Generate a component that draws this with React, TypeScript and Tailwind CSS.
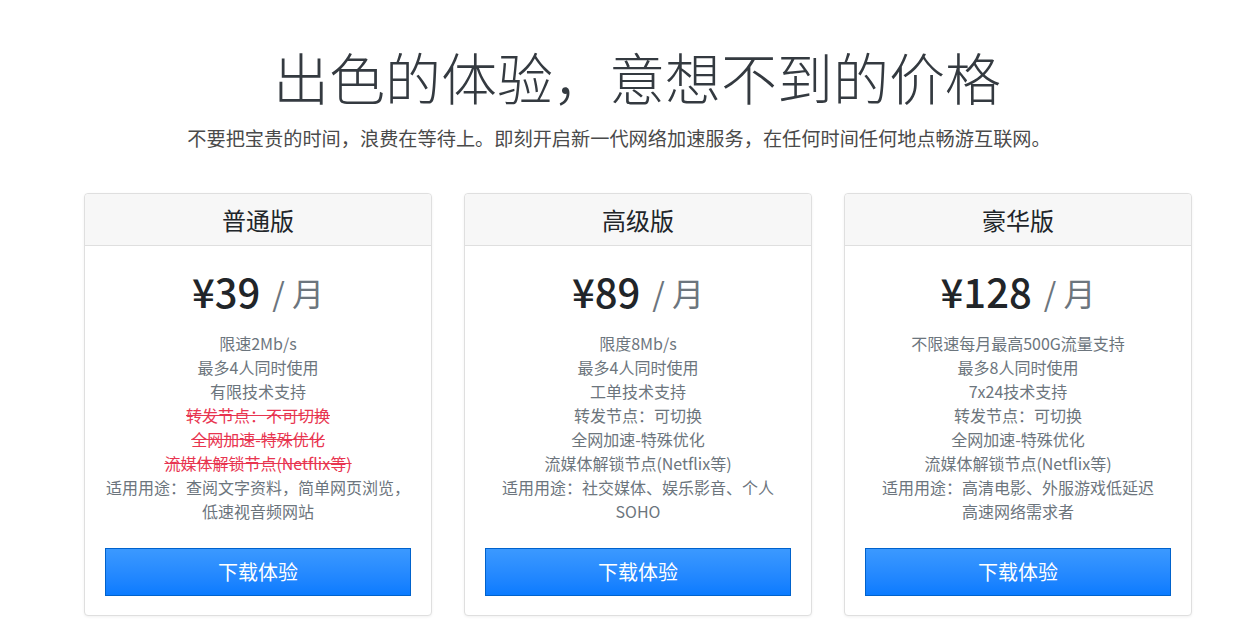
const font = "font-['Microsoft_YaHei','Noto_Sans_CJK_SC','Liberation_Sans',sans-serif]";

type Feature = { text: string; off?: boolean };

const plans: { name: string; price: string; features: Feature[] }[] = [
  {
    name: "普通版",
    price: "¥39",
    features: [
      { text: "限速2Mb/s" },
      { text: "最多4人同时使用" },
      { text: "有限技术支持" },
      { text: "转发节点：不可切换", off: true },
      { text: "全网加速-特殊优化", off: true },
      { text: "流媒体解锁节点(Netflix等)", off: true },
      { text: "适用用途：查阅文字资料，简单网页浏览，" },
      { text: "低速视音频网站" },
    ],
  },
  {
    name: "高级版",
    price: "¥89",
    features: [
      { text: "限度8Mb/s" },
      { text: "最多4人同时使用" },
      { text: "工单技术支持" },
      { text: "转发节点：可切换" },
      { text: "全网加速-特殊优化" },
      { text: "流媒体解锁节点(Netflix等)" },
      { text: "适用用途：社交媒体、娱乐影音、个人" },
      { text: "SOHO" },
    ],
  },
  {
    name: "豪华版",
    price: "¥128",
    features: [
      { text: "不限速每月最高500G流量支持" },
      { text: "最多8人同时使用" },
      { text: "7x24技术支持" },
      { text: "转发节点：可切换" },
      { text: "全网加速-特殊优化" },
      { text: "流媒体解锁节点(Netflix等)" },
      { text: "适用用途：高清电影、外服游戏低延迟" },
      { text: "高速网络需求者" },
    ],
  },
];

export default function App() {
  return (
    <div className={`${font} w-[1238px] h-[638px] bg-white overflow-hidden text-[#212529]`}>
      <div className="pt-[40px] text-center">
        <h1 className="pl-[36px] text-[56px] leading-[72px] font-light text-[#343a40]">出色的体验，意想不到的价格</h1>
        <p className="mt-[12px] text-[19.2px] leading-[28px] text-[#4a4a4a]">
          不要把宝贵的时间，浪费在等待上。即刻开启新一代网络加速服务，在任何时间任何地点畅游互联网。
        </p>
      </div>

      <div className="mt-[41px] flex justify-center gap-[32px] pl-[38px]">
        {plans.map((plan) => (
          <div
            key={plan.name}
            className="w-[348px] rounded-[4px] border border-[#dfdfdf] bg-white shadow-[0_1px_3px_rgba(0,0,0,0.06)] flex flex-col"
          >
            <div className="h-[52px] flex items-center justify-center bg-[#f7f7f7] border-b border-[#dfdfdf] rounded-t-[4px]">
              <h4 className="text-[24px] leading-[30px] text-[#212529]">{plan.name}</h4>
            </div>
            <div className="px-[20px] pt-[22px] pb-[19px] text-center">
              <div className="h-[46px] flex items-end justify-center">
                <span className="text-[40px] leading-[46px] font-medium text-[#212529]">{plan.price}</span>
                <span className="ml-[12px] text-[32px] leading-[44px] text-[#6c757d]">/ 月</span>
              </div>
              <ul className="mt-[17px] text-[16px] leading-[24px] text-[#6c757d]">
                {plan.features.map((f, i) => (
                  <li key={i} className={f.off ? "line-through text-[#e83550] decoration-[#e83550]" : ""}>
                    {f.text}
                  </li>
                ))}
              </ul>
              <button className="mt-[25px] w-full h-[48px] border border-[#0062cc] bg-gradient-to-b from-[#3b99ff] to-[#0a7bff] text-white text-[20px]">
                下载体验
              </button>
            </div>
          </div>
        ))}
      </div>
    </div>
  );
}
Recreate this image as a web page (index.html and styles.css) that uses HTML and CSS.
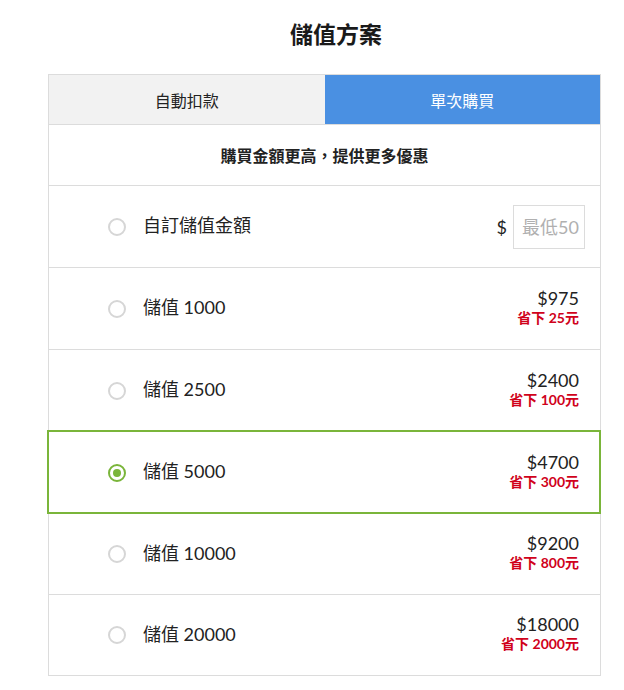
- - - - -
### [WHAT NEEDS TO BE DONE]
Copy the material above exactly and drop the pictures.

### [SOLUTION TO THE EXERCISE]
Generate a component that draws this with React, TypeScript and Tailwind CSS.
const font = "font-['Microsoft_YaHei','Noto_Sans_CJK_SC','Liberation_Sans',sans-serif]";

type Feature = { text: string; off?: boolean };

const plans: { name: string; price: string; features: Feature[] }[] = [
  {
    name: "普通版",
    price: "¥39",
    features: [
      { text: "限速2Mb/s" },
      { text: "最多4人同时使用" },
      { text: "有限技术支持" },
      { text: "转发节点：不可切换", off: true },
      { text: "全网加速-特殊优化", off: true },
      { text: "流媒体解锁节点(Netflix等)", off: true },
      { text: "适用用途：查阅文字资料，简单网页浏览，" },
      { text: "低速视音频网站" },
    ],
  },
  {
    name: "高级版",
    price: "¥89",
    features: [
      { text: "限度8Mb/s" },
      { text: "最多4人同时使用" },
      { text: "工单技术支持" },
      { text: "转发节点：可切换" },
      { text: "全网加速-特殊优化" },
      { text: "流媒体解锁节点(Netflix等)" },
      { text: "适用用途：社交媒体、娱乐影音、个人" },
      { text: "SOHO" },
    ],
  },
  {
    name: "豪华版",
    price: "¥128",
    features: [
      { text: "不限速每月最高500G流量支持" },
      { text: "最多8人同时使用" },
      { text: "7x24技术支持" },
      { text: "转发节点：可切换" },
      { text: "全网加速-特殊优化" },
      { text: "流媒体解锁节点(Netflix等)" },
      { text: "适用用途：高清电影、外服游戏低延迟" },
      { text: "高速网络需求者" },
    ],
  },
];

export default function App() {
  return (
    <div className={`${font} w-[1238px] h-[638px] bg-white overflow-hidden text-[#212529]`}>
      <div className="pt-[40px] text-center">
        <h1 className="pl-[36px] text-[56px] leading-[72px] font-light text-[#343a40]">出色的体验，意想不到的价格</h1>
        <p className="mt-[12px] text-[19.2px] leading-[28px] text-[#4a4a4a]">
          不要把宝贵的时间，浪费在等待上。即刻开启新一代网络加速服务，在任何时间任何地点畅游互联网。
        </p>
      </div>

      <div className="mt-[41px] flex justify-center gap-[32px] pl-[38px]">
        {plans.map((plan) => (
          <div
            key={plan.name}
            className="w-[348px] rounded-[4px] border border-[#dfdfdf] bg-white shadow-[0_1px_3px_rgba(0,0,0,0.06)] flex flex-col"
          >
            <div className="h-[52px] flex items-center justify-center bg-[#f7f7f7] border-b border-[#dfdfdf] rounded-t-[4px]">
              <h4 className="text-[24px] leading-[30px] text-[#212529]">{plan.name}</h4>
            </div>
            <div className="px-[20px] pt-[22px] pb-[19px] text-center">
              <div className="h-[46px] flex items-end justify-center">
                <span className="text-[40px] leading-[46px] font-medium text-[#212529]">{plan.price}</span>
                <span className="ml-[12px] text-[32px] leading-[44px] text-[#6c757d]">/ 月</span>
              </div>
              <ul className="mt-[17px] text-[16px] leading-[24px] text-[#6c757d]">
                {plan.features.map((f, i) => (
                  <li key={i} className={f.off ? "line-through text-[#e83550] decoration-[#e83550]" : ""}>
                    {f.text}
                  </li>
                ))}
              </ul>
              <button className="mt-[25px] w-full h-[48px] border border-[#0062cc] bg-gradient-to-b from-[#3b99ff] to-[#0a7bff] text-white text-[20px]">
                下载体验
              </button>
            </div>
          </div>
        ))}
      </div>
    </div>
  );
}
Recreate this image as a web page (index.html and styles.css) that uses HTML and CSS.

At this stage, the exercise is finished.